La elección de Donald Trump en EEUU y el auge populista en países de Europa han provocado debates sobre el devenir de la democracia como sistema político. No pocos analistas comparan la situación con la de los años 30 del siglo XX, cargados de propuestas autoritarias, nacionalismos y fundamentalismos; con una polarización extrema y un desdén creciente por la búsqueda de consensos y compromisos pragmáticos.
How democracy ends —último libro de David Runciman, profesor de Cambridge— alerta que la comparación podría ser errónea. Hay síntomas parecidos, pero la enfermedad sería una distinta. La democracia floreció en Occidente —afirma— como consecuencia de un conjunto determinado de circunstancias que pueden haberse trastocado.
El libro enfatiza las tres amenazas típicas para una democracia: los golpes, las catástrofes, y su sumisión ante la tecnocracia. Los golpes militares tradicionales ya han perdido vigencia. Grecia sufrió uno en 1967. En años recientes, en cambio, el gobierno electo se sostuvo, incluso cuando se mostró incapaz de ejecutar políticas que había ofrecido a la Unión Europea, al FMI y a la banca internacional.
Grandes catástrofes —los efectos del cambio climático y la amenaza latente de una guerra nuclear— sí podrían causar que la democracia pase a ser vista como un sistema para “tiempos normales”.
Por su parte, la tecnología de la información nos vuelve dependientes de nuevos medios que “ni controlamos ni entendemos”. Innovaciones tales como los robots inteligentes y las campañas virales orquestadas en redes sociales pueden amenazar la legitimidad de cualquier representación democrática.
Hay jóvenes académicos que critican a la democracia como un sistema anticuado para ordenar políticamente a las sociedades. Nick Bostrom, de la Universidad de Oxford, plantea que, ante desafíos inéditos, los ciudadanos votan sólo atendiendo el hoy. Jason Brennan, filósofo de la Universidad de Georgetown, autor de Against democracy, argumenta que lo complejo de muchos temas políticos impide su comprensión por muchos y hasta sugiere pruebas previas a los votantes que excluyan a los desinformados. El filósofo Nick Land concluye que la democracia ha degenerado en “un consumismo estéril y orgiástico, en una incontinencia financiera, y en un circo político”. Runciman señala bien las limitaciones de estos argumentos, sin dejar de reconocer la frustración masiva por un sistema que no ha facilitado una mejor distribución de los beneficios del crecimiento reciente. La elección de Trump debe mucho al estancamiento del sueldo real promedio en EEUU durante los últimos 40 años. Y el Internet, en vez de convertirse en un facilitador de transparencia y participación cívica, ha envenenado el agua del pozo. Sectas extremas lo aprovechan para acusar a sus rivales de teorías conspirativas. Así, muchos perciben a la democracia hoy como ineficaz y manoseada por los prejuicios y la ira.

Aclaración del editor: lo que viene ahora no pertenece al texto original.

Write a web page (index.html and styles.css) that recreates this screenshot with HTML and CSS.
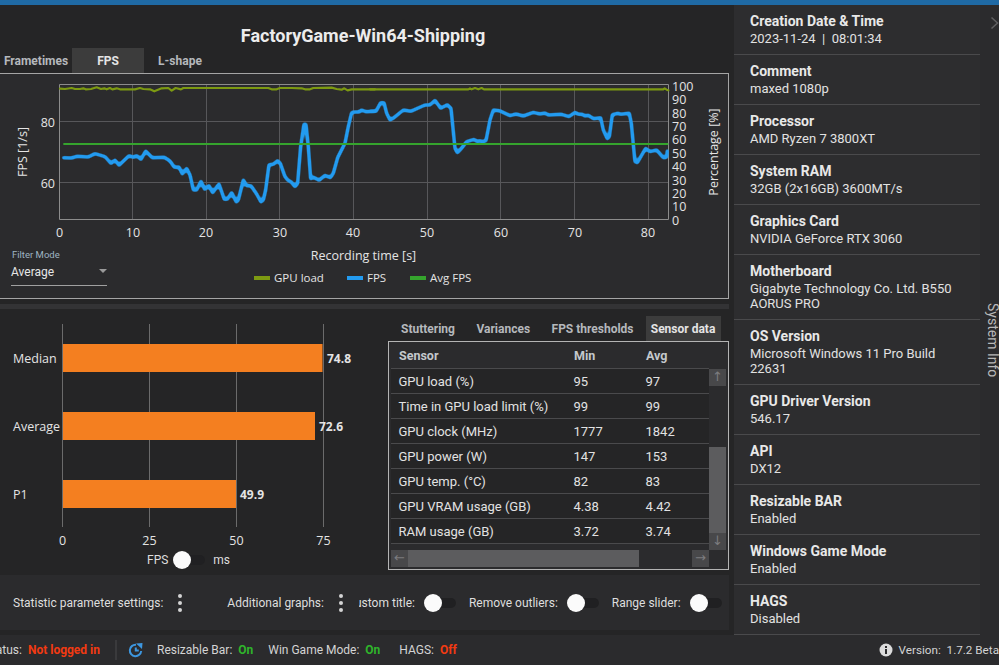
FILE: index.html
```html
<!DOCTYPE html>
<html lang="en">
<head>
<meta charset="utf-8">
<title>FactoryGame-Win64-Shipping</title>
<link rel="stylesheet" href="styles.css">
</head>
<body>
<div class="app">
  <div class="topbar"></div>
  <div class="workspace">
    <main class="main">
      <h1 class="title">FactoryGame-Win64-Shipping</h1>
      <div class="tabs chart-tabs">
        <span class="tab">Frametimes</span>
        <span class="tab active">FPS</span>
        <span class="tab">L-shape</span>
      </div>
      <section class="chart-panel">
        <svg class="fps-chart" width="728" height="224" viewBox="0 74 728 224">
          <defs>
            <filter id="soft" x="-5%" y="-20%" width="110%" height="140%" color-interpolation-filters="sRGB">
              <feGaussianBlur stdDeviation="2.500"/>
              <feComponentTransfer><feFuncA type="linear" slope="2.500" intercept="-0.750"/></feComponentTransfer>
            </filter>
          </defs>
          <g class="grid">
            <path d="M132.5 84V219M206.5 84V219M279.5 84V219M353.5 84V219M427.5 84V219M500.5 84V219M574.5 84V219M648.5 84V219M60 121.5H668M60 182.5H668"/>
          </g>
          <path class="plot-frame" d="M59.5 219.5V84.5H668.5V219.5Z"/>
          <g class="series-zoom-a">
            <polyline class="olive" points="15,26 30,27 50,24 60,27 75,27 85,25 92,28 108,27 125,22 138,27 148,25 155,28 165,24 172,28 185,25 195,28 240,28 255,24 265,27 285,28 298,34 320,25 340,24 350,32 362,24 378,28 385,24 640,24 650,28 665,28 675,24 710,24 740,25 750,28 765,28 775,24 830,23 845,27 860,29 868,25 878,31 890,28 960,28"/>
            <polyline class="fps" filter="url(#soft)" points="25,233 50,234 65,229 100,231 120,221 150,230 168,250 180,240 192,256 222,227 235,232 245,227 258,238 272,213 292,233 328,232 345,243 358,262 372,261 382,282 395,265 405,285 415,330 425,330 438,304 449,328 462,317 473,338 492,312 508,358 517,358 530,338 544,366 550,360 565,300 575,317 588,317 605,342 618,366 625,360 632,330 642,254 655,253 668,242 676,250 690,290 700,302 708,305 720,320 728,310 737,200 747,133 753,133 760,200 767,296 776,292 792,301 810,286 826,293 835,280 848,233 870,190 880,140 890,98 897,96 912,96 920,90 932,95 960,94"/>
            <polyline class="avg" points="25,192 960,192"/>
          </g>
          <g class="series-zoom-b">
            <polyline class="olive" points="0,28 295,28 300,25 305,28 315,24 325,28 335,24 342,28 880,28 884,25 890,29 895,31"/>
            <polyline class="fps" filter="url(#soft)" points="0,94 18,94 32,68 42,68 50,100 60,120 72,113 100,90 122,94 165,75 180,75 195,61 212,85 232,74 243,85 255,205 262,218 272,208 290,185 312,178 322,185 330,182 338,186 348,182 360,120 370,90 388,92 420,107 438,102 460,108 490,97 510,102 525,99 535,105 575,103 597,110 615,97 625,103 637,103 645,108 655,106 670,116 692,113 700,150 712,176 718,170 727,104 745,100 752,103 778,100 784,130 795,245 802,248 827,205 840,215 860,210 880,233 890,232 892,212"/>
            <polyline class="avg" points="0,192 895,192"/>
          </g>
          <g class="axis-text">
            <text x="55" y="127" class="end">80</text>
            <text x="55" y="188" class="end">60</text>
            <text x="59.5" y="237" class="mid">0</text>
            <text x="133" y="237" class="mid">10</text>
            <text x="206" y="237" class="mid">20</text>
            <text x="280" y="237" class="mid">30</text>
            <text x="353" y="237" class="mid">40</text>
            <text x="427" y="237" class="mid">50</text>
            <text x="501" y="237" class="mid">60</text>
            <text x="575" y="237" class="mid">70</text>
            <text x="648" y="237" class="mid">80</text>
            <text x="672" y="91">100</text>
            <text x="672" y="104">90</text>
            <text x="672" y="118">80</text>
            <text x="672" y="131">70</text>
            <text x="672" y="144">60</text>
            <text x="672" y="158">50</text>
            <text x="672" y="171">40</text>
            <text x="672" y="185">30</text>
            <text x="672" y="198">20</text>
            <text x="672" y="211">10</text>
            <text x="672" y="225">0</text>
            <text class="mid" transform="translate(27 152) rotate(-90)">FPS [1/s]</text>
            <text class="mid" transform="translate(718 152) rotate(-90)">Percentage [%]</text>
            <text x="363.5" y="260" class="mid">Recording time [s]</text>
            <text class="legend" x="274" y="282">GPU load</text>
            <text class="legend" x="367" y="282">FPS</text>
            <text class="legend" x="430" y="282">Avg FPS</text>
          </g>
          <rect class="sw-olive" x="254" y="276" width="16" height="4"/>
          <rect class="sw-fps" x="347" y="276" width="16" height="4"/>
          <rect class="sw-avg" x="410" y="276" width="16" height="4"/>
        </svg>
        <div class="filter">
          <div class="filter-label">Filter Mode</div>
          <div class="filter-select"><span>Average</span><i class="caret"></i></div>
        </div>
      </section>
      <div class="splitter"></div>
      <section class="lower">
        <div class="bars">
          <svg class="bar-chart" width="380" height="241" viewBox="0 309 380 241">
            <path class="bar-grid" d="M62.5 324V527M149.5 324V527M236.5 324V527M323.5 324V527"/>
            <rect class="bar" x="63" y="344" width="259.500" height="28"/>
            <rect class="bar" x="63" y="412" width="252" height="28"/>
            <rect class="bar" x="63" y="480" width="173" height="28"/>
            <g class="bar-text">
              <text x="13" y="363">Median</text>
              <text x="13" y="431">Average</text>
              <text x="13" y="499">P1</text>
              <text class="val" x="327" y="363">74.8</text>
              <text class="val" x="319" y="431">72.6</text>
              <text class="val" x="240" y="499">49.9</text>
              <text class="mid" x="62.5" y="545">0</text>
              <text class="mid" x="149.5" y="545">25</text>
              <text class="mid" x="236.5" y="545">50</text>
              <text class="mid" x="323.5" y="545">75</text>
            </g>
          </svg>
          <div class="unit-switch">
            <span>FPS</span><span class="toggle"></span><span>ms</span>
          </div>
        </div>
        <div class="sensor-side">
          <div class="tabs sensor-tabs">
            <span class="tab">Stuttering</span>
            <span class="tab">Variances</span>
            <span class="tab">FPS thresholds</span>
            <span class="tab active">Sensor data</span>
          </div>
          <div class="table-box">
            <div class="row head"><span>Sensor</span><span>Min</span><span>Avg</span></div>
            <div class="table-body">
              <div class="rows">
                <div class="row"><span>GPU load (%)</span><span>95</span><span>97</span></div>
                <div class="row"><span>Time in GPU load limit (%)</span><span>99</span><span>99</span></div>
                <div class="row"><span>GPU clock (MHz)</span><span>1777</span><span>1842</span></div>
                <div class="row"><span>GPU power (W)</span><span>147</span><span>153</span></div>
                <div class="row"><span>GPU temp. (°C)</span><span>82</span><span>83</span></div>
                <div class="row"><span>GPU VRAM usage (GB)</span><span>4.38</span><span>4.42</span></div>
                <div class="row"><span>RAM usage (GB)</span><span>3.72</span><span>3.74</span></div>
              </div>
              <div class="vscroll">
                <span class="sb-btn">↑</span>
                <span class="sb-track-top"></span>
                <span class="sb-thumb-v"></span>
                <span class="sb-btn">↓</span>
              </div>
            </div>
            <div class="hscroll">
              <span class="sb-btn">←</span>
              <span class="sb-thumb-h"></span>
              <span class="sb-track-right"></span>
              <span class="sb-btn">→</span>
            </div>
          </div>
        </div>
      </section>
      <section class="settings">
        <span class="set-label first">Statistic parameter settings:</span>
        <span class="dots"><i></i><i></i><i></i></span>
        <span class="set-label second">Additional graphs:</span>
        <span class="dots"><i></i><i></i><i></i></span>
        <span class="clip-label"><span>Custom title:</span></span>
        <span class="toggle"></span>
        <span class="set-label third">Remove outliers:</span>
        <span class="toggle"></span>
        <span class="set-label fourth">Range slider:</span>
        <span class="toggle"></span>
      </section>
    </main>
    <aside class="sidebar">
      <div class="info"><b>Creation Date &amp; Time</b><span>2023-11-24&nbsp; |&nbsp; 08:01:34</span></div>
      <div class="info"><b>Comment</b><span>maxed 1080p</span></div>
      <div class="info"><b>Processor</b><span>AMD Ryzen 7 3800XT</span></div>
      <div class="info"><b>System RAM</b><span>32GB (2x16GB) 3600MT/s</span></div>
      <div class="info"><b>Graphics Card</b><span>NVIDIA GeForce RTX 3060</span></div>
      <div class="info"><b>Motherboard</b><span>Gigabyte Technology Co. Ltd. B550 AORUS PRO</span></div>
      <div class="info"><b>OS Version</b><span>Microsoft Windows 11 Pro Build 22631</span></div>
      <div class="info"><b>GPU Driver Version</b><span>546.17</span></div>
      <div class="info"><b>API</b><span>DX12</span></div>
      <div class="info"><b>Resizable BAR</b><span>Enabled</span></div>
      <div class="info"><b>Windows Game Mode</b><span>Enabled</span></div>
      <div class="info"><b>HAGS</b><span>Disabled</span></div>
    </aside>
    <div class="rail">
      <svg class="chev" width="10" height="16" viewBox="0 0 10 16"><path d="M1.500 2.500 7.500 8l-6 5.500"/></svg>
      <span class="rail-label">System Info</span>
    </div>
  </div>
  <footer class="status">
    <div class="status-clip"><span class="status-inner">Status:&nbsp; <b class="red">Not logged in</b></span></div>
    <span class="vsep"></span>
    <svg class="refresh" width="16" height="16" viewBox="0 0 16 16"><path d="M13.200 9A5.700 5.700 0 1 1 8 2.800M7.800 5.500v3h3"/><polygon class="refresh-head" points="8,1.500 14.500,1 14,7"/></svg>
    <span class="st first-st">Resizable Bar:&nbsp; <b class="green">On</b></span>
    <span class="st">Win Game Mode:&nbsp; <b class="green">On</b></span>
    <span class="st hags">HAGS:&nbsp; <b class="red">Off</b></span>
    <span class="version">
      <svg width="14" height="14" viewBox="0 0 14 14"><circle class="inf-c" cx="7" cy="7" r="6.500"/><rect class="inf-i" x="6" y="6" width="2" height="5"/><rect class="inf-i" x="6" y="3" width="2" height="2"/></svg>
      <span class="version-text">Version:&nbsp; 1.7.2 Beta</span>
    </span>
  </footer>
</div>
</body>
</html>
```
FILE: styles.css
```css
* { box-sizing: border-box; }
html, body { margin: 0; padding: 0; height: 100%; }
body { background: #252526; color: #e6e6e6; font-family: Roboto, "Liberation Sans", sans-serif; font-size: 13px; overflow: hidden; }
.app { width: 999px; height: 665px; display: flex; flex-direction: column; overflow: hidden; }
.topbar { height: 5px; background: #1f6aa5; flex: none; }
.workspace { display: flex; height: 630px; flex: none; background: #2b2b2d; }

.main { width: 734px; flex: none; background: #252526; display: flex; flex-direction: column; }
.title { margin: 0; height: 43px; padding: 20px 3px 0 0; font-size: 18px; line-height: 22px; font-weight: 700; text-align: center; color: #ececec; width: 729px; }
.tabs { display: flex; font-weight: 700; color: #b5b8bc; font-size: 12px; white-space: nowrap; }
.chart-tabs { height: 25px; }
.chart-tabs .tab { width: 72px; display: flex; align-items: center; justify-content: center; }
.tab.active { background: #3c3c3c; color: #e4e4e4; }

.chart-panel { position: relative; width: 729px; height: 226px; background: #2b2b2d; border-top: 1px solid #a5a5a5; border-right: 1px solid #a5a5a5; border-bottom: 1px solid #a5a5a5; flex: none; }
.fps-chart { display: block; }
.grid path { stroke: #57575a; stroke-width: 1; fill: none; }
.plot-frame { fill: none; stroke: #8c8c8c; stroke-width: 1; }
.series-zoom-a { transform: translate(55px, 80px) scale(0.3333); }
.series-zoom-b { transform: translate(370px, 80px) scale(0.3333); }
.olive, .avg, .fps { fill: none; stroke-linejoin: round; stroke-linecap: round; }
.olive { stroke: #7d9a12; stroke-width: 6.500; }
.avg { stroke: #35a42d; stroke-width: 6; stroke-linecap: butt; }
.fps { stroke: #239bf0; stroke-width: 10.500; }
.axis-text text { font-family: "Open Sans", sans-serif; font-size: 12.500px; fill: #e4e4e4; }
.axis-text .legend { font-size: 11.500px; }
.mid { text-anchor: middle; }
.end { text-anchor: end; }
.sw-olive { fill: #7d9a12; }
.sw-fps { fill: #239bf0; }
.sw-avg { fill: #35a42d; }

.filter { position: absolute; left: 11px; top: 175px; width: 96px; }
.filter-label { font-size: 9.500px; line-height: 12px; color: #9fb4c2; padding-left: 1px; }
.filter-select { height: 23px; margin-top: 2px; border-bottom: 1px solid #a0a0a0; position: relative; font-size: 12px; line-height: 18px; color: #e6e6e6; }
.caret { position: absolute; right: 0; top: 6px; width: 0; height: 0; border-left: 4px solid transparent; border-right: 4px solid transparent; border-top: 4px solid #9a9a9a; }

.splitter { height: 5px; margin-top: 5px; background: #333335; width: 729px; flex: none; }

.lower { height: 266px; display: flex; flex: none; }
.bars { width: 380px; flex: none; }
.bar-chart { display: block; }
.bar-grid { stroke: #6b6b6b; stroke-width: 1; fill: none; }
.bar { fill: #f47f20; }
.bar-text text { font-family: "Open Sans", sans-serif; font-size: 12.500px; fill: #e4e4e4; }
.bar-text .val { font-weight: 700; font-size: 12px; }
.unit-switch { display: flex; align-items: center; padding-left: 147px; height: 18px; margin-top: 1px; font-size: 12px; color: #dedede; }
.unit-switch .toggle { margin: 0 8px 0 5px; }

.toggle { position: relative; display: inline-block; width: 32px; height: 10px; border-radius: 5px; background: #202022; flex: none; }
.toggle::before { content: ""; position: absolute; left: 0; top: -4px; width: 18px; height: 18px; border-radius: 50%; background: #fbfbfb; }

.sensor-side { width: 341px; margin-left: 8px; flex: none; display: flex; flex-direction: column; }
.sensor-tabs { height: 25px; margin-top: 7px; padding-left: 13px; color: #b5b8bc; }
.sensor-tabs .tab { display: flex; align-items: center; }
.sensor-tabs .tab + .tab { margin-left: 21.500px; }
.sensor-tabs .tab.active { margin-left: 12px; width: 75px; justify-content: center; }

.table-box { width: 341px; height: 229px; border: 1px solid #b4b4b4; background: #2b2b2d; padding: 0 0 0 2px; }
.row { display: grid; grid-template-columns: 175px 72px 1fr; align-items: center; height: 25px; padding-left: 7.500px; border-bottom: 1px solid #4a4a4c; color: #e2e2e2; background: #252526; font-size: 13px; }
.row.head { height: 27px; width: 318px; background: #2b2b2d; color: #c4c8cc; font-weight: 700; padding-left: 8px; font-size: 12.500px; }
.table-body { display: flex; height: 181px; }
.rows { width: 318px; flex: none; }
.vscroll { width: 17px; display: flex; flex-direction: column; background: #2b2b2d; }
.sb-btn { width: 17px; height: 17px; background: #48484a; color: #7c7c7f; font-size: 13px; line-height: 16px; text-align: center; flex: none; font-family: "DejaVu Sans", sans-serif; }
.sb-track-top { height: 61px; }
.sb-thumb-v { height: 86px; background: #5c5c5e; }
.hscroll { display: flex; height: 17px; width: 318px; background: #2b2b2d; }
.sb-thumb-h { width: 231px; background: #5c5c5e; }
.sb-track-right { width: 53px; }

.settings { height: 55px; width: 729px; flex: none; background: #2b2b2d; display: flex; align-items: center; font-size: 12px; color: #dedede; padding-left: 13px; white-space: nowrap; }
.dots { display: flex; flex-direction: column; gap: 3px; margin-left: 15px; width: 6px; flex: none; }
.dots i { width: 4px; height: 4px; border-radius: 50%; background: #d4d4d4; display: block; }
.set-label { flex: none; }
.set-label.second { margin-left: 43px; }
.clip-label { width: 56px; margin-left: 14px; overflow: hidden; display: flex; justify-content: flex-end; margin-right: 9px; flex: none; }
.clip-label span { flex: none; }
.set-label.third, .set-label.fourth { margin-left: 13px; margin-right: 9px; }

.sidebar { width: 246px; flex: none; background: #2d2d2f; overflow: hidden; }
.info { padding: 8px 0 8px 16px; border-bottom: 1px solid #4a4a4c; width: 246px; }
.info b { display: block; font-size: 14px; line-height: 17px; color: #e8e8e8; }
.info span { display: block; font-size: 13px; line-height: 15px; color: #e2e2e2; padding-right: 18px; margin-top: 1px; }

.rail { width: 19px; flex: none; position: relative; background: #2b2b2d; }
.chev { position: absolute; left: 10px; top: 10px; fill: none; stroke: #606062; stroke-width: 1.500; }
.rail-label { position: absolute; left: 5px; top: 298px; writing-mode: vertical-rl; font-size: 14px; color: #b8b8b8; white-space: nowrap; }

.status { height: 30px; flex: none; display: flex; align-items: center; background: #2b2b2d; font-size: 12px; color: #d4d4d4; }
.status-clip { width: 100px; overflow: hidden; display: flex; justify-content: flex-end; white-space: nowrap; flex: none; }
.status-inner { flex: none; }
.vsep { width: 2px; height: 20px; background: #3a3a3c; margin-left: 15px; flex: none; }
.refresh { margin-left: 11px; fill: none; stroke: #3d97e0; stroke-width: 2; flex: none; }
.refresh-head { fill: #3d97e0; stroke: none; }
.st { margin-left: 15px; flex: none; }
.st.first-st { margin-left: 13px; }
.st.hags { margin-left: 19px; }
.red { color: #f23a12; }
.green { color: #2fb52b; }
.version { margin-left: auto; display: flex; align-items: center; gap: 6px; white-space: nowrap; }
.version-text { font-size: 11.700px; }
.inf-c { fill: #dcdcdc; }
.inf-i { fill: #2b2b2d; }
```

Runciman no ofrece soluciones mágicas pero señala que los gobiernos representativos han dejado de renovarse. A inicios del siglo XX, por ejemplo, la democracia se veía reforzada por la lucha por el voto femenino y la creación de los Estados del bienestar. La Segunda Guerra Mundial demostró los beneficios del sistema respecto del fascismo. La Guerra Fría afirmó al capitalismo liberal democrático sobre el totalitarismo soviético. Hoy la democracia pareciera estar postrada en una mid-life crisis.
PD: No hace mucho le preguntaron a Runciman si apoyaba reducir la edad del voto de 18 a 16 años y respondió que debería ser a 6 años. Y no bromeaba. Considera que el voto de niños y jóvenes de 6 a 16 años sería uno mejor pensado y futurista que la mediana del de los mayores de 80.